In his own statement on Nov. 8, Smith attributed the close race on what he said was higher-than-expected Democratic turnout because of widespread opposition to a ballot measure calling for a constitutional convention.

However, the focus of Langley’s and DeStefano’s attacks on the sheriff during the campaign was a defamation lawsuit filed against him by a former Putnam County district attorney, Adam Levy. Smith agreed in June to settle the case with a public apology and $150,000. He paid $25,000 and Putnam County legislators voted to have the county pick up the rest. Smith is also fighting a multimillion-dollar civil suit in a related case.

Liz Schevtchuk Armstrong contributed reporting.

Behind The Story

Type: News

News: Based on facts, either observed and verified directly by the reporter, or reported and verified from knowledgeable sources.

A former longtime national magazine editor, Rowe has worked at newspapers in Michigan, Idaho and South Dakota and has bachelor’s and master’s degrees in journalism from Northwestern University. Location: Philipstown. Languages: English. Area of Expertise: General.

14 replies on “Langley is New Putnam Sheriff (Updated)”

  1. Congratulations Robert L. Langley Jr.! Hopefully the citizens who voted for other candidates will see that Sheriff Langley believes in fairness and will prefer his Democratic leadership.

  2. Smith lost by 335 votes. I received 467 on the write-in vote after having my Republican petitions unlawfully invalidated by the Elections Commissioner who is also the Putnam GOP Chairman, all in an effort to prevent a Republican primary. His scheming backfired badly.

  3. Also, I received calls from people saying Election Commissioner Scannapieco was at the Villa Barone after the vote cursing my existence and using very profane, inappropriate language when referencing me. Never has anyone received 467 votes on a write-in in Putnam.

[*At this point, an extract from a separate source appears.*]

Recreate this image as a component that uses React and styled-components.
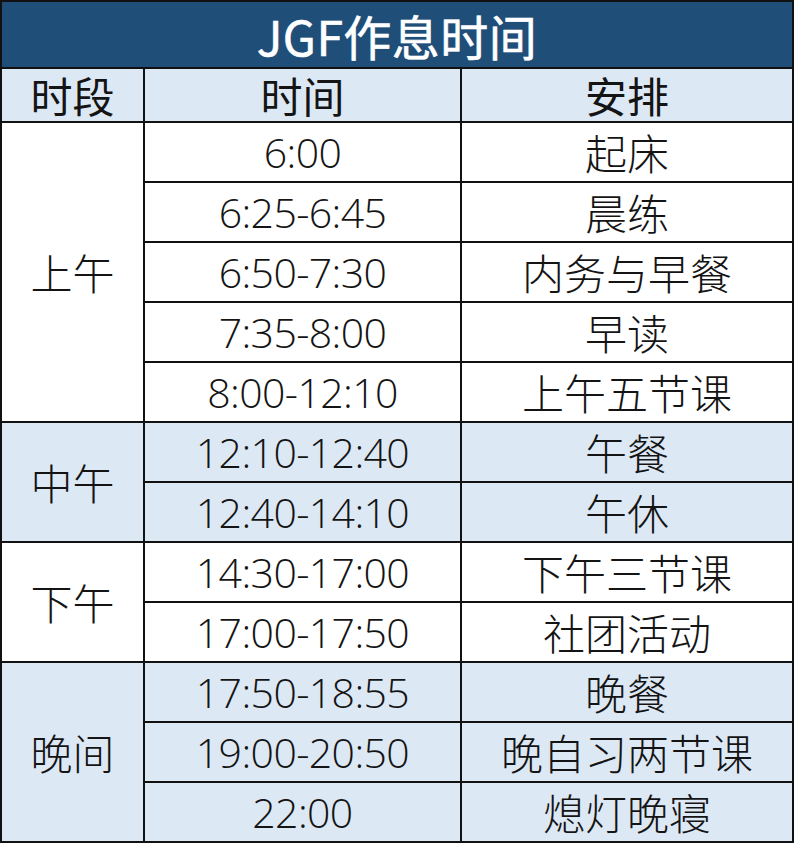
import React from "react";
import styled, { createGlobalStyle } from "styled-components";

const Global = createGlobalStyle`
  html, body { margin: 0; padding: 0; background: #ffffff; }
  body { font-family: "Noto Sans CJK SC", "Noto Sans", sans-serif; }
`;

const Table = styled.div`
  display: grid;
  grid-template-columns: 141px 315px 330px;
  grid-template-rows: 65px 52px repeat(12, 58px);
  gap: 2px;
  padding: 2px;
  width: 794px;
  box-sizing: border-box;
  background: #111111;
`;

const Title = styled.div`
  grid-column: 1 / -1;
  background: #1f4e79;
  color: #ffffff;
  display: flex;
  align-items: center;
  justify-content: center;
  font-size: 48px;
  font-weight: 400;
  line-height: 1;
  letter-spacing: 0.5px;
  -webkit-text-stroke: 0.6px #ffffff;
`;

const Cell = styled.div`
  display: flex;
  align-items: center;
  justify-content: center;
  background: ${(p) => (p.$tint ? "#dde8f5" : "#ffffff")};
  color: #141414;
  font-size: 42px;
  font-weight: ${(p) => (p.$head ? 400 : 300)};
  line-height: 1;
  white-space: nowrap;
  ${(p) => (p.$span ? `grid-row: span ${p.$span};` : "")}
`;

const Num = styled.span`
  font-family: "Open Sans", "Noto Sans", sans-serif;
  font-weight: 300;
  font-size: 41px;
  letter-spacing: -0.6px;
`;

const groups = [
  {
    name: "上午",
    tint: false,
    rows: [
      ["6:00", "起床"],
      ["6:25-6:45", "晨练"],
      ["6:50-7:30", "内务与早餐"],
      ["7:35-8:00", "早读"],
      ["8:00-12:10", "上午五节课"],
    ],
  },
  {
    name: "中午",
    tint: true,
    rows: [
      ["12:10-12:40", "午餐"],
      ["12:40-14:10", "午休"],
    ],
  },
  {
    name: "下午",
    tint: false,
    rows: [
      ["14:30-17:00", "下午三节课"],
      ["17:00-17:50", "社团活动"],
    ],
  },
  {
    name: "晚间",
    tint: true,
    rows: [
      ["17:50-18:55", "晚餐"],
      ["19:00-20:50", "晚自习两节课"],
      ["22:00", "熄灯晚寝"],
    ],
  },
];

export default function App() {
  return (
    <>
      <Global />
      <Table>
        <Title>JGF作息时间</Title>
        <Cell $tint $head>时段</Cell>
        <Cell $tint $head>时间</Cell>
        <Cell $tint $head>安排</Cell>
        {groups.map((g) => (
          <React.Fragment key={g.name}>
            <Cell $tint={g.tint} $span={g.rows.length}>{g.name}</Cell>
            {g.rows.map(([t, a]) => (
              <React.Fragment key={t}>
                <Cell $tint={g.tint}><Num>{t}</Num></Cell>
                <Cell $tint={g.tint}>{a}</Cell>
              </React.Fragment>
            ))}
          </React.Fragment>
        ))}
      </Table>
    </>
  );
}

  4. Great job, Andrew. You played the part of spoiler. Let’s hope Mr. Langley is not the progressive liberal he was touted as.

  5. What a relief to have an honest man elected as sheriff. Congratulations, Robert L. Langley Jr.

  6. Congratulations to our new sheriff! It is such a victory for all citizens of Putnam County, to have a person of integrity in the position of chief law enforcement officer.

  7. We all won when Langley won! Congratulations and thanks for stepping up. We are lucky to have you.

  8. Better a “progressive liberal” than a guy who slanders and libels the former district attorney and costs taxpayers hundreds of thousands of dollars. What’s “conservative” about libel, slander and wasting our money to feed his ego?

  9. I laugh when I hear people slight a “progressive liberal.” How is that worse than another angry conservative who rationalizes fraudulently defaming an elected official doing their job?

  10. It’s Christmas in November! What a lift to my spirits to see Putnam voters find new hope that their local government can truly be a democratic process where the voters, not the one-party system, wins out! Former Sheriff Don Smith needs to rest and take care of his health and reflect on the harvest of lawsuits and wasted tax dollars he caused by using a public office for personal vendetta. Pride comes before a fall. No one is entitled to re-election. Put the service back in public service on all levels. And dear Republican party machine veterans take note: Putnam is no longer your personal private party!

  11. As a lifelong, registered Putnam Republican, I welcome the shake-up of the corrupt party establishment that supported Don Smith, who betrayed his office and the taxpayers. I find it sickening that our county is being run by a group of sleazy politicians who have an “R” after their names and who are enriching themselves at our expense.

    Mr. Langley’s election should point out the obvious: It’s about time that there’s a movement for genuine reform in the party, from top to bottom. As evidenced by what they did to Mr. DeStefano, it will not be easy to get rid of these entrenched crooks, but if something isn’t done soon, the GOP can kiss their county majority goodbye.

    I hope that Langley will clean house in the Sheriff’s Department as best he can, and get rid of as many Smith loyalists as possible. It is simply not acceptable to have such a politicized law enforcement agency in our county.

    Don Smith should never have been allowed to run for re-election, since he did not have the humility to voluntarily step aside after he admitted to wrongdoing in the Adam Levy case. Instead, the county establishment circled the wagons and closed ranks to protect and defend his candidacy at all costs.

    I sincerely hope that next election cycle, the registered Republicans remember what just happened and choose their candidates accordingly.

  12. It was definitely not my intention to play the role of spoiler. Had the Putnam County Board of Elections simply allowed the process to run its normal course, I wound have been on the ballot for the Republican primary. Had I lost the primary — which I would not have — I would have walked away.

    However, the elections commissioner decided to do the job of the GOP Chairman and wrongfully invalidate my petitions, and I somehow was supposed to just walk away because they say so. I’ve never given in to bullying and I’m not about to start. We did a write-in because my legal place on the ballot was denied me.

    While they can blame me all they want, in blaming me they are simply avoiding responsibility for the collapse of the Republican Party. The fact is, Mr. Smith is a 16-year incumbent, and Mr. Langley should not have been within 300 votes of him. A 16-year incumbent should have been 2,000 votes ahead. I know how organizations run and I️ saw this coming years ago, as the Putnam GOP fails to embrace and nurture its talent and instead chooses to recycle.

    I wish Mr. Langley luck and best wishes for the future.

  13. “He Lied and We Paid.” No, in the end, Smith paid. Time for term limits to be imposed. Sixteen years is 16 years too long. Rot seeps in with complacency and presumption.